L’adeguamento degli incentivi alle performance nel tempo e nello spazio degli impianti non è tuttavia semplice. Le difficoltà sono sia di natura politica, sia di natura tecnica. La modulazione degli incentivi deve riflettere l’evoluzione tecnologica in modo da non creare distorsioni sul mercato o eccessivi oneri per i contribuenti, ma al contempo deve favorire il progresso tecnologico, il miglioramento delle performances degli impianti e sostenere la crescita delle energie rinnovabili.
L’esperienza della discussione sulla revisione del Conto energia mostra come la lentezza del processo decisionale e le conseguenti incertezze non favoriscano gli investimenti delle imprese.
La possibilità di concretizzare il potenziale di sviluppo che le FER possono portare al paese richiede, quindi, una politica industriale per le rinnovabili chiara, di ampio respiro e con un indirizzo univoco e di medio termine.
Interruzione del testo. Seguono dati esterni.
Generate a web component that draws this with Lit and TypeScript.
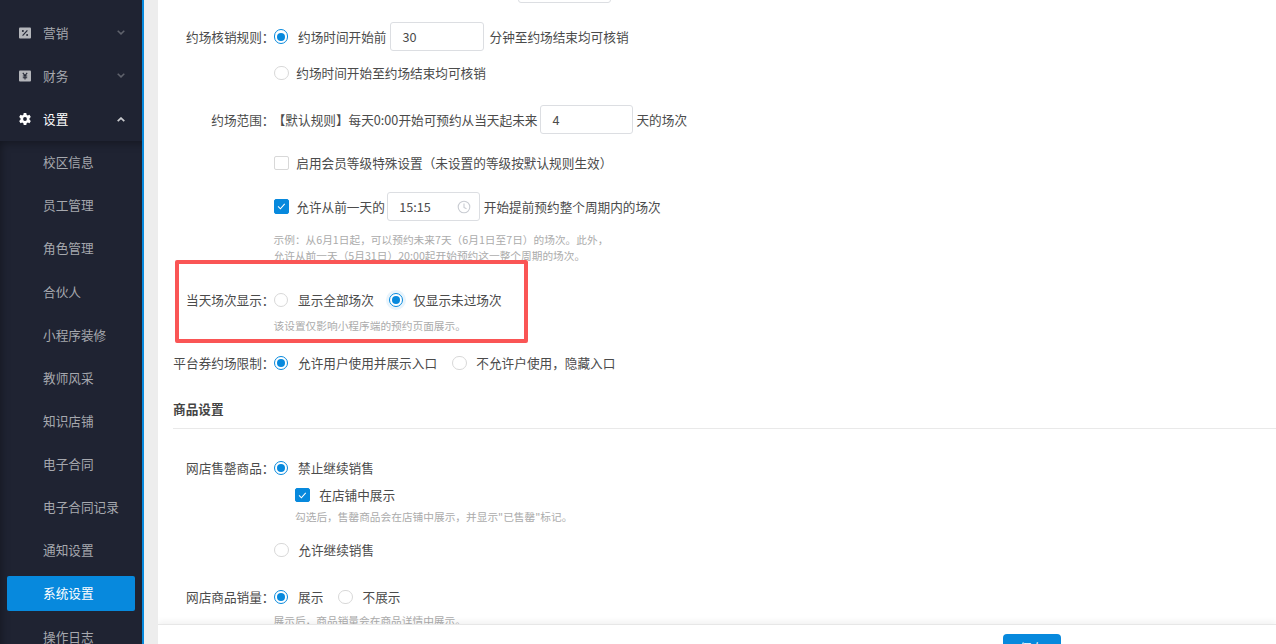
import { LitElement, html, css, svg } from "lit";
import { customElement } from "lit/decorators.js";

const chevDown = html`<svg class="chev" viewBox="0 0 8 5"><path d="M.7.8 4 3.900 7.300.8" fill="none" stroke="currentColor" stroke-width="1.500"/></svg>`;
const chevUp = html`<svg class="chev up" viewBox="0 0 8 5"><path d="M.7 4.200 4 1.100l3.300 3.100" fill="none" stroke="currentColor" stroke-width="1.700"/></svg>`;
const tag = svg`<rect x="0" y="0.5" width="12" height="11" rx="1" fill="#b4b6bb"/>`;
const iconPct = html`<svg class="ico" viewBox="0 0 12 12">${tag}<path d="M3.600 8.600 8.400 3.400" stroke="#262a38" stroke-width="1.200"/><circle cx="3.900" cy="4" r="1" fill="#262a38"/><circle cx="8.100" cy="8" r="1" fill="#262a38"/></svg>`;
const iconYen = html`<svg class="ico" viewBox="0 0 12 12">${tag}<path d="M3.800 2.800 6 5.600l2.200-2.800M6 5.600v4M3.800 6h4.400M3.800 7.800h4.400" fill="none" stroke="#262a38" stroke-width="1.100"/></svg>`;
const iconGear = html`<svg class="ico" viewBox="0 0 12 12"><path fill-rule="evenodd" fill="#fff" d="M4.700 0h2.600l.3 1.700 1.200.7L10.500 1.800l1.300 2.300-1.300 1.100v1.600l1.300 1.100-1.300 2.300-1.700-.6-1.200.7L7.300 12H4.700l-.3-1.700-1.200-.7-1.700.6L.2 7.900l1.300-1.100V5.200L.2 4.100 1.500 1.800l1.700.6 1.200-.7zM6 4.100a1.900 1.900 0 1 0 0 3.800 1.900 1.900 0 0 0 0-3.800z"/></svg>`;
const clock = html`<svg class="clock" viewBox="0 0 14 14"><circle cx="7" cy="7" r="5.800" fill="none" stroke="#c9ccd2" stroke-width="1.100"/><path d="M7 3.600V7.400l2.500 1.300" fill="none" stroke="#c9ccd2" stroke-width="1.100"/></svg>`;
const check = html`<svg viewBox="0 0 14 14" class="tick"><path d="M3.400 7.200 6 9.800l4.800-5.400" fill="none" stroke="#fff" stroke-width="1.200"/></svg>`;

@customElement("app-root")
export class AppRoot extends LitElement {
  static styles = css`
    :host { display: block; width: 1276px; height: 644px; overflow: hidden; position: relative; background: #fff;
      font-family: "Noto Sans CJK SC", "Liberation Sans", sans-serif; font-size: 12.650px; color: #4b4b4b; }
    .app { display: flex; height: 644px; }
    .side { flex: 0 0 142px; background: #1f2332; overflow: hidden; color: #a6a8ae; }
    .strip { flex: 0 0 2px; background: #0789dd; }
    .band { flex: 0 0 14px; background: #ededed; }
    .main { flex: 1; min-width: 0; display: flex; flex-direction: column; height: 644px; overflow: hidden; }
    .scroll { flex: 0 0 624px; overflow: hidden; padding-left: 15px; }
    .foot { flex: 0 0 60px; background: #fff; border-top: 1px solid #e7e7e7; box-shadow: 0 -3px 6px rgba(0,0,0,.05);
      padding: 9px 215px 0 0; display: flex; justify-content: flex-end; position: relative; }
    .save { width: 58px; height: 32px; box-sizing: border-box; padding-bottom: 6px; border-radius: 4px; background: #0789dd; color: #fff; display: flex; align-items: center; justify-content: center; }

    .menu { height: 43px; margin-top: 11.200px; }
    .item { height: 43.140px; display: flex; align-items: center; padding-left: 19px; box-sizing: border-box; position: relative; }
    .item .txt { margin-left: 12px; flex: 1; line-height: 20px; }
    .item.on { color: #fff; }
    .ico { width: 12px; height: 12px; flex: none; }
    .chev { width: 8px; height: 5px; margin-right: 17px; color: #5f626c; }
    .chev.up { color: #c9cace; }
    .sub { box-shadow: inset 5px 6px 8px -4px rgba(0,0,0,.35); }
    .sub .it { height: 43.140px; display: flex; align-items: center; padding-left: 43px; box-sizing: border-box; line-height: 20px; }
    .sub .it.act { color: #fff; position: relative; }
    .sub .it.act::before { content: ""; position: absolute; left: 7px; right: 7px; top: 4px; bottom: 4px; background: #0789dd; border-radius: 2px; }
    .sub .it.act span { position: relative; }

    .row { display: flex; align-items: center; min-height: 22px; line-height: 22px; white-space: nowrap; }
    .lab { flex: 0 0 101.500px; box-sizing: border-box; text-align: right; margin-right: -1.800px; }
    .nolab { padding-left: 100px; }
    .inp { box-sizing: border-box; height: 29px; border: 1px solid #dcdee2; border-radius: 3px; background: #fff; display: flex; align-items: center; padding-left: 11px; justify-content: space-between; color: #4b4b4b; flex: none; }
    .w94 { width: 94px; }
    .w93 { width: 93px; }
    .r { flex: none; width: 14.600px; height: 14.600px; box-sizing: border-box; border-radius: 50%; border: 1px solid #d8d8d8; background: #fff; margin-left: 1px; position: relative; }
    .r.on { border-color: #0789dd; }
    .r.on::after { content: ""; position: absolute; left: 2.300px; top: 2.300px; width: 8px; height: 8px; border-radius: 50%; background: #0789dd; }
    .r.halo { box-shadow: 0 0 0 3px #e8f4fc; }
    .t10 { margin-left: 9.700px; }
    .t8 { margin-left: 7.700px; }
    .t2 { margin-left: 3px; margin-right: 3px; }
    .t3 { margin-left: 4px; margin-right: 5px; }
    .t25 { margin-left: 2.500px; margin-right: 3.500px; }
    .opt { margin-left: 15px; }
    .c { flex: none; width: 14.600px; height: 14.600px; box-sizing: border-box; border: 1px solid #d8d8d8; border-radius: 2px; margin-left: 1px; background: #fff; }
    .c.on { background: #0789dd; border-color: #0789dd; }
    .tick { display: block; width: 12.600px; height: 12.600px; }
    .clock { width: 14px; height: 14px; margin-right: 8px; }
    .hint { font-size: 10.700px; line-height: 16px; color: #ababab; padding-left: 100.500px; white-space: nowrap; }
    .hint.sub2 { padding-left: 122px; }
    .head { font-weight: 700; line-height: 20px; color: #444; }
    .line { height: 1px; background: #e9e9e9; margin-top: 9px; }
    .sub-row { padding-left: 122px; }
    .sub-row .c { margin-left: 0; }

    .top0 { margin-top: -26px; padding-left: 345px; }
    .m19 { margin-top: 19px; }
    .m11 { margin-top: 11px; }
    .m21 { margin-top: 21px; }
    .m18 { margin-top: 18px; }
    .m7 { margin-top: 7px; }
    .m25 { margin-top: 25px; }
    .m28 { margin-top: 28px; }
    .m5 { margin-top: 5px; }
    .m3 { margin-top: 3px; }
    .m14 { margin-top: 14px; }

    .mark { position: absolute; left: 175px; top: 260px; width: 353px; height: 83px; box-sizing: border-box; border: 4px solid #fa5555; border-radius: 2px; }
  `;

  render() {
    const subs = ["校区信息", "员工管理", "角色管理", "合伙人", "小程序装修", "教师风采", "知识店铺", "电子合同", "电子合同记录", "通知设置", "系统设置", "操作日志"];
    return html`
      <div class="app">
        <nav class="side">
          <div class="menu">
            <div class="item">${iconPct}<span class="txt">营销</span>${chevDown}</div>
            <div class="item">${iconYen}<span class="txt">财务</span>${chevDown}</div>
            <div class="item on">${iconGear}<span class="txt">设置</span>${chevUp}</div>
            <div class="sub">
              ${subs.map((s) => html`<div class="it ${s === "系统设置" ? "act" : ""}"><span>${s}</span></div>`)}
            </div>
          </div>
        </nav>
        <div class="strip"></div>
        <div class="band"></div>
        <div class="main">
          <div class="scroll">
            <div class="row top0"><div class="inp w93"></div></div>

            <div class="row m19"><span class="lab">约场核销规则：</span><i class="r on"></i><span class="t10">约场时间开始前</span><div class="inp w94 t3">30</div><span>分钟至约场结束均可核销</span></div>
            <div class="row m11 nolab"><i class="r"></i><span class="t8">约场时间开始至约场结束均可核销</span></div>
            <div class="row m21"><span class="lab">约场范围：</span><span>【默认规则】每天0:00开始可预约从当天起未来</span><div class="inp w93 t2">4</div><span>天的场次</span></div>
            <div class="row m18 nolab"><i class="c"></i><span class="t8">启用会员等级特殊设置（未设置的等级按默认规则生效）</span></div>
            <div class="row m18 nolab"><i class="c on">${check}</i><span class="t8">允许从前一天的</span><div class="inp w93 t25">15:15${clock}</div><span>开始提前预约整个周期内的场次</span></div>
            <div class="hint m11">示例：从6月1日起，可以预约未来7天（6月1日至7日）的场次。此外，<br />允许从前一天（5月31日）20:00起开始预约这一整个周期的场次。</div>
            <div class="row m25"><span class="lab">当天场次显示：</span><i class="r"></i><span class="t10">显示全部场次</span><i class="r on halo opt"></i><span class="t10">仅显示未过场次</span></div>
            <div class="hint m7">该设置仅影响小程序端的预约页面展示。</div>
            <div class="row m18"><span class="lab">平台券约场限制：</span><i class="r on"></i><span class="t10">允许用户使用并展示入口</span><i class="r opt"></i><span class="t10">不允许户使用，隐藏入口</span></div>
            <div class="head m25">商品设置</div>
            <div class="line"></div>
            <div class="row m28"><span class="lab">网店售罄商品：</span><i class="r on"></i><span class="t10">禁止继续销售</span></div>
            <div class="row m5 sub-row"><i class="c on">${check}</i><span class="t10">在店铺中展示</span></div>
            <div class="hint sub2 m3">勾选后，售罄商品会在店铺中展示，并显示"已售罄"标记。</div>
            <div class="row m14 nolab"><i class="r"></i><span class="t10">允许继续销售</span></div>
            <div class="row m25"><span class="lab">网店商品销量：</span><i class="r on"></i><span class="t10">展示</span><i class="r opt"></i><span class="t10">不展示</span></div>
            <div class="hint m5">展示后，商品销量会在商品详情中展示。</div>
          </div>
          <div class="foot"><div class="save">保存</div></div>
        </div>
      </div>
      <div class="mark"></div>
    `;
  }
}
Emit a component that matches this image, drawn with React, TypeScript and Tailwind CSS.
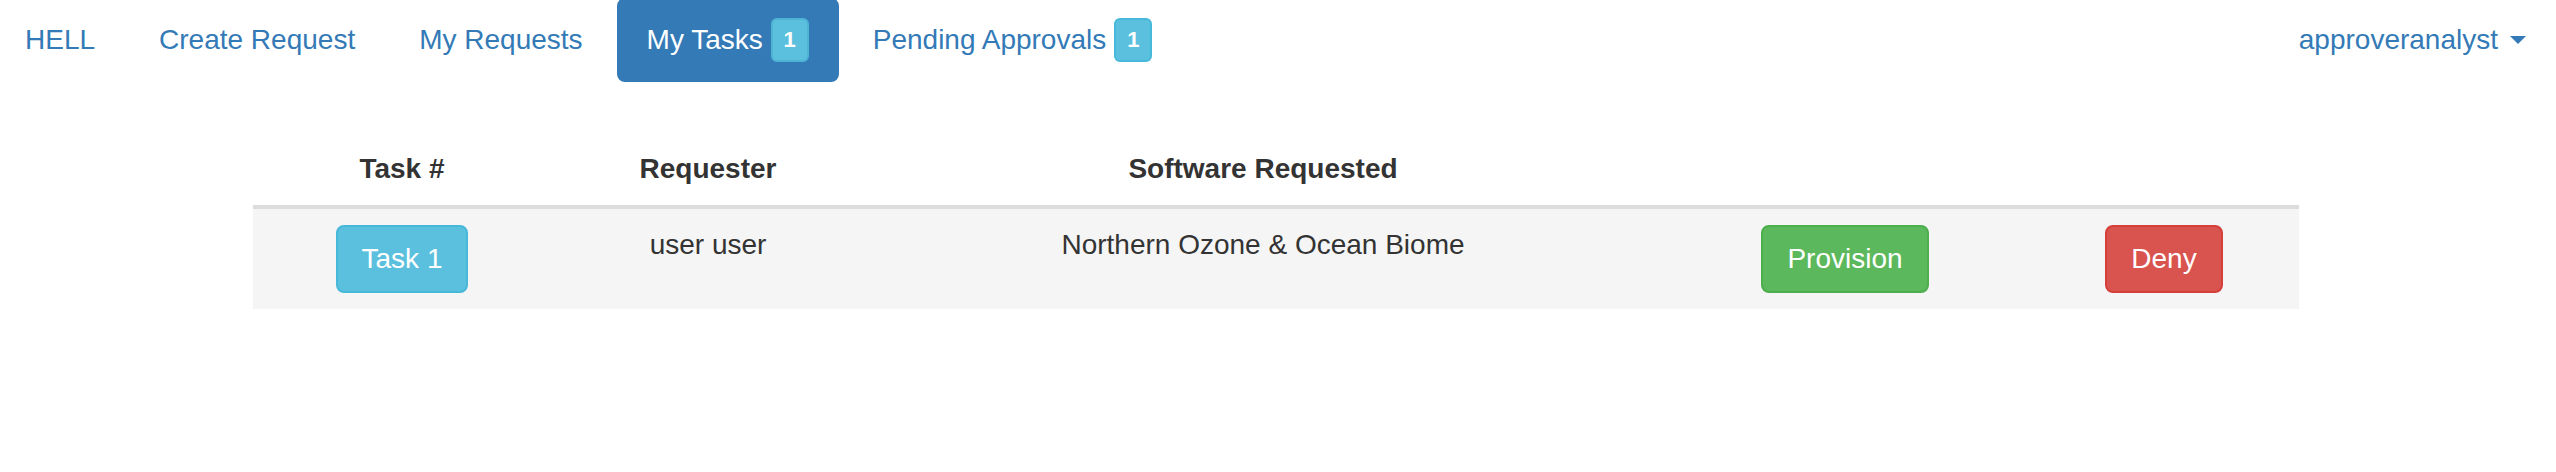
import React from 'react';

// ============================================================================
// Types
// ============================================================================

interface NavItem {
  label: string;
  badge?: number;
  active?: boolean;
}

interface TaskRow {
  id: number;
  requester: string;
  software: string;
}

// ============================================================================
// Data
// ============================================================================

const navItems: NavItem[] = [
  { label: 'Create Request' },
  { label: 'My Requests' },
  { label: 'My Tasks', badge: 1, active: true },
  { label: 'Pending Approvals', badge: 1 },
];

const tasks: TaskRow[] = [
  { id: 1, requester: 'user user', software: 'Northern Ozone & Ocean Biome' },
];

// ============================================================================
// Components
// ============================================================================

function Badge({ count, active }: { count: number; active?: boolean }) {
  return (
    <span
      className={
        'ml-[8px] inline-flex h-[44px] w-[38px] items-center justify-center rounded-[6px] border-2 bg-[#5bc0de] text-[22px] font-bold leading-none text-white ' +
        (active ? 'border-[#4fb3d4]' : 'border-[#46b8da]')
      }
    >
      {count}
    </span>
  );
}

function NavBar() {
  return (
    <nav className="-mt-[2px] flex h-[84px] items-stretch text-[28px] leading-[40px] text-[#337ab7]">
      {/* Brand */}
      <a className="flex items-center pl-[25px] pr-[30px]">HELL</a>

      {/* Pills */}
      <ul className="flex items-stretch">
        {navItems.map((item) => (
          <li key={item.label} className="ml-[4px] flex">
            <a
              className={
                'flex items-center rounded-[8px] px-[30px] ' +
                (item.active ? 'bg-[#337ab7] text-white' : 'text-[#337ab7]')
              }
            >
              <span>{item.label}</span>
              {item.badge !== undefined && <Badge count={item.badge} active={item.active} />}
            </a>
          </li>
        ))}
      </ul>

      {/* User dropdown */}
      <a className="ml-auto flex items-center pl-[30px] pr-[30px]">
        <span>approveranalyst</span>
        <span className="ml-[12px] inline-block h-0 w-0 border-x-[8px] border-t-[8px] border-x-transparent border-t-[#337ab7]" />
      </a>
    </nav>
  );
}

function TaskTable() {
  return (
    <table className="mt-[51px] ml-[253px] w-[2046px] table-fixed border-collapse text-[28px] leading-[40px] text-[#333]">
      <colgroup>
        <col className="w-[298px]" />
        <col className="w-[314px]" />
        <col className="w-[796px]" />
        <col className="w-[368px]" />
        <col className="w-[270px]" />
      </colgroup>
      <thead>
        <tr className="border-b-[4px] border-[#ddd]">
          <th className="p-[16px] text-center align-bottom font-bold">Task #</th>
          <th className="p-[16px] text-center align-bottom font-bold">Requester</th>
          <th className="p-[16px] text-center align-bottom font-bold">Software Requested</th>
          <th className="p-[16px]" />
          <th className="p-[16px]" />
        </tr>
      </thead>
      <tbody>
        {tasks.map((task) => (
          <tr key={task.id} className="bg-[#f5f5f5]">
            <td className="p-[16px] text-center align-top">
              <button className="rounded-[8px] border-2 border-[#46b8da] bg-[#5bc0de] px-[24px] py-[12px] leading-[40px] text-white">
                Task {task.id}
              </button>
            </td>
            <td className="p-[16px] text-center align-top">{task.requester}</td>
            <td className="p-[16px] text-center align-top">{task.software}</td>
            <td className="p-[16px] text-center align-top">
              <button className="rounded-[8px] border-2 border-[#4cae4c] bg-[#5cb85c] px-[24px] py-[12px] leading-[40px] text-white">
                Provision
              </button>
            </td>
            <td className="p-[16px] text-center align-top">
              <button className="rounded-[8px] border-2 border-[#d43f3a] bg-[#d9534f] px-[24px] py-[12px] leading-[40px] text-white">
                Deny
              </button>
            </td>
          </tr>
        ))}
      </tbody>
    </table>
  );
}

export default function App() {
  return (
    <div className="h-[472px] w-[2556px] overflow-hidden bg-white font-['Liberation_Sans',Arial,sans-serif]">
      <NavBar />
      <TaskTable />
    </div>
  );
}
È questo quello che ancora manca all’Italia. Sembra infatti paradossale che, quasi contemporaneamente alla presentazione del nuovo Piano di azione italiano per lo sviluppo delle FER (che pone obiettivi ancora più ambiziosi di quelli del 2007), vi siano provvedimenti di segno completamente opposto come la revisione del meccanismo di ritiro dei Certificati verdi da parte del GSE.
In conclusione, le fonti rinnovabili sono una importante opportunità per creare valore per il paese, favorendone l’uscita dalla crisi economica, ma ciò richiede un chiaro indirizzo di politica energetica e industriale affinché l’energia sia veramente un’alternativa per la crescita.



[1] La mappatura analitica degli investimenti considera tutte le operazioni eseguite nel paese e quelle delle imprese italiane all’estero di dimensione superiore a 0,9 MW di potenza. Il perimetro di indagine ha compreso le aziende elettriche e le utilities italiane o, comunque, operatori che realizzano impianti di taglia industriale.

[2] Il calcolo è stato improntato a criteri di prudenza, tendendo a sottostimare le voci di beneficio e a sovrastimare quelle di costo. Riguardo alla metodologia, tra gli altri, si veda D. Pearce, G. Atkinson, S. Mourato, Cost-Benefit Analysis and the Environment: Recent Developments, OECD, Parigi 2006.